* EXERCISE BRIEF: Scan the lines below for the string "React" and copy every one that has it.
— Start RAW DATA —
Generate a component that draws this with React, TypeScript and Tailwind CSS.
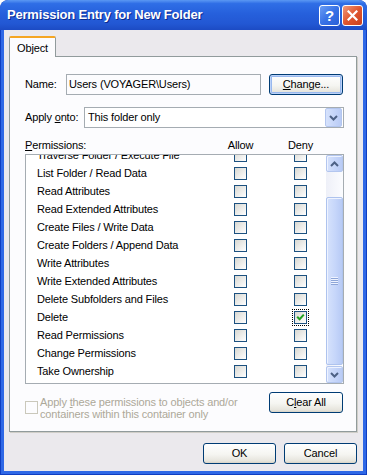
import React from "react";

const rows = [
  "Traverse Folder / Execute File",
  "List Folder / Read Data",
  "Read Attributes",
  "Read Extended Attributes",
  "Create Files / Write Data",
  "Create Folders / Append Data",
  "Write Attributes",
  "Write Extended Attributes",
  "Delete Subfolders and Files",
  "Delete",
  "Read Permissions",
  "Change Permissions",
  "Take Ownership",
];

function Box({ checked = false, focus = false }: { checked?: boolean; focus?: boolean }) {
  return (
    <span
      className={
        "relative flex h-[13px] w-[13px] items-center justify-center border border-[#1c5180] bg-[linear-gradient(135deg,#d8d8d2,#ffffff)] " +
        (focus ? "outline-1 outline-offset-1 outline-dotted outline-black" : "")
      }
    >
      {checked && (
        <svg width="9" height="8" viewBox="0 0 9 8">
          <path d="M1.2 3.8 L3.6 6.2 L7.8 1.6" fill="none" stroke="#21a121" strokeWidth="2" />
        </svg>
      )}
    </span>
  );
}

function XPButton({ children, className = "", def = false }: { children: React.ReactNode; className?: string; def?: boolean }) {
  return (
    <div
      className={
        "flex h-[21px] items-center justify-center rounded-[3px] border border-[#003c74] bg-[linear-gradient(#ffffff,#f5f5f1_55%,#e6e4dc_90%,#d6d2c6)] text-[11px] text-black " +
        (def ? "shadow-[inset_0_0_0_1px_#bcd2f8,inset_0_0_0_2px_#98b8ee] " : "") +
        className
      }
    >
      {children}
    </div>
  );
}

function Chevron({ up = false }: { up?: boolean }) {
  return (
    <svg width="9" height="6" viewBox="0 0 9 6">
      <path
        d={up ? "M1 5 L4.5 1.5 L8 5" : "M1 1 L4.5 4.5 L8 1"}
        fill="none"
        stroke="#4d6185"
        strokeWidth="2"
      />
    </svg>
  );
}

function ScrollBtn({ up = false }: { up?: boolean }) {
  return (
    <div className="flex h-[17px] w-[17px] items-center justify-center rounded-[2px] border border-[#b3c6ef] bg-[linear-gradient(to_right,#d6e2fc,#c4d4f9_60%,#b9cbf5)] shadow-[inset_1px_1px_0_#eef3ff]">
      <Chevron up={up} />
    </div>
  );
}

export default function App() {
  return (
    <div className="flex h-[475px] w-[367px] flex-col overflow-hidden rounded-t-[8px] bg-[#0f3ec2] font-['Liberation_Sans',Arial,sans-serif] text-[11px] tracking-[-0.15px] text-black">
      {/* Title bar */}
      <div className="flex h-[30px] items-center rounded-t-[8px] bg-[linear-gradient(#5b98f3,#2f6ee6_12%,#2660dc_45%,#2257d3_80%,#1c4bc4)] pl-[7px] pr-[4px]">
        <span className="flex-1 text-[13px] font-bold tracking-[-0.2px] text-white [text-shadow:1px_1px_#0b2a8f]">
          Permission Entry for New Folder
        </span>
        <div className="flex h-[21px] w-[21px] items-center justify-center rounded-[3px] border border-white bg-[linear-gradient(135deg,#6a9df4,#3872e6_50%,#2a5fd8)] text-[15px] font-bold leading-none text-white">
          ?
        </div>
        <div className="ml-[2px] flex h-[21px] w-[21px] items-center justify-center rounded-[3px] border border-white bg-[linear-gradient(135deg,#f09a7c,#e0562f_50%,#c8401f)]">
          <svg width="11" height="11" viewBox="0 0 11 11">
            <path d="M1.5 1.5 L9.5 9.5 M9.5 1.5 L1.5 9.5" stroke="white" strokeWidth="2.2" strokeLinecap="square" />
          </svg>
        </div>
      </div>

      {/* Body */}
      <div className="mx-px mb-px flex flex-1 flex-col border-x-[3px] border-b-[3px] border-[#2f68e6] bg-[#ebe9ed] pl-[5px] pt-[6px]">
        {/* Tab row */}
        <div className="flex h-[20px]">
          <div className="relative z-10 flex h-[21px] w-[47px] items-center justify-center rounded-t-[2px] border-x border-[#919b9c] border-t-[2px] border-t-[#f5a623] bg-[#fcfcfe] pt-px">
            Object
          </div>
        </div>

        {/* Panel */}
        <div className="flex h-[376px] w-[348px] flex-col border border-[#919b9c] bg-[#fcfcfe] pl-[15px] pr-[12px] pt-[17px] shadow-[1px_1px_0_#d0cec8]">
          {/* Name row */}
          <div className="flex h-[21px] items-center">
            <span className="w-[41px]">Name:</span>
            <div className="flex h-[21px] w-[195px] items-center border border-[#a5acb2] bg-[#fcfcfe] pl-[2px]">
              Users (VOYAGER\Users)
            </div>
            <XPButton def className="ml-[8px] w-[74px]">
              <span>
                <span className="underline">C</span>hange...
              </span>
            </XPButton>
          </div>

          {/* Apply onto row */}
          <div className="mt-[12px] flex h-[21px] items-center">
            <span className="w-[59px]">
              Apply <span className="underline">o</span>nto:
            </span>
            <div className="flex h-[21px] flex-1 items-center border border-[#a5acb2] bg-white pl-[3px] pr-px">
              <span className="flex-1">This folder only</span>
              <div className="flex h-[19px] w-[17px] items-center justify-center rounded-[2px] border border-[#b3c6ef] bg-[linear-gradient(to_right,#d6e2fc,#c4d4f9_60%,#b9cbf5)]">
                <Chevron />
              </div>
            </div>
          </div>

          {/* Header row */}
          <div className="mt-[11px] flex h-[13px] items-center">
            <span className="w-[195px]">
              <span className="underline">P</span>ermissions:
            </span>
            <span className="w-[41px] text-center">Allow</span>
            <span className="ml-[19px] w-[41px] text-center">Deny</span>
          </div>

          {/* List */}
          <div className="mt-[2px] flex h-[230px] border border-[#a5acb2] bg-white">
            <div className="flex-1 overflow-hidden">
              <div className="-mt-[9px]">
                {rows.map((r) => (
                  <div key={r} className="flex h-[18px] items-center pl-[11px]">
                    <span className="w-[197px] whitespace-nowrap">{r}</span>
                    <Box />
                    <span className="w-[47px]" />
                    <Box checked={r === "Delete"} focus={r === "Delete"} />
                  </div>
                ))}
              </div>
            </div>
            {/* Scrollbar */}
            <div className="flex w-[17px] flex-col bg-[linear-gradient(to_right,#eef0f8,#fbfcff)]">
              <ScrollBtn up />
              <div className="flex flex-1 flex-col pb-px pt-[25px]">
                <div className="flex flex-1 items-center justify-center rounded-[2px] border border-[#aec3ee] bg-[linear-gradient(to_right,#d6e2fc,#c6d6fa_55%,#b7caf5)] shadow-[inset_1px_1px_0_#eef3ff]">
                  <svg width="7" height="8" viewBox="0 0 7 8">
                    <path d="M0 0.5 H7 M0 2.5 H7 M0 4.5 H7 M0 6.5 H7" stroke="#eef3ff" strokeWidth="1" />
                    <path d="M0 1.5 H7 M0 3.5 H7 M0 5.5 H7 M0 7.5 H7" stroke="#8ea6d8" strokeWidth="1" />
                  </svg>
                </div>
              </div>
              <ScrollBtn />
            </div>
          </div>

          {/* Bottom row */}
          <div className="mt-[8px] flex items-start">
            <span className="mt-[9px] block h-[13px] w-[13px] border border-[#cac8bb] bg-[#fcfcfe]" />
            <span className="ml-[2px] mt-[4px] leading-[12px] text-[#aca899]">
              Apply <span className="underline">t</span>hese permissions to objects and/or
              <br />
              containers within this container only
            </span>
            <XPButton className="ml-auto mr-px w-[74px]">
              <span>
                C<span className="underline">l</span>ear All
              </span>
            </XPButton>
          </div>
        </div>

        {/* OK / Cancel */}
        <div className="mt-[11px] flex w-[348px] justify-end gap-[8px]">
          <XPButton className="w-[73px]">OK</XPButton>
          <XPButton className="w-[73px]">Cancel</XPButton>
        </div>
      </div>
    </div>
  );
}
— End RAW DATA —
* OUTPUT:
Generate a component that draws this with React, TypeScript and Tailwind CSS.
import React from "react";
function XPButton({ children, className = "", def = false }: { children: React.ReactNode; className?: string; def?: boolean }) {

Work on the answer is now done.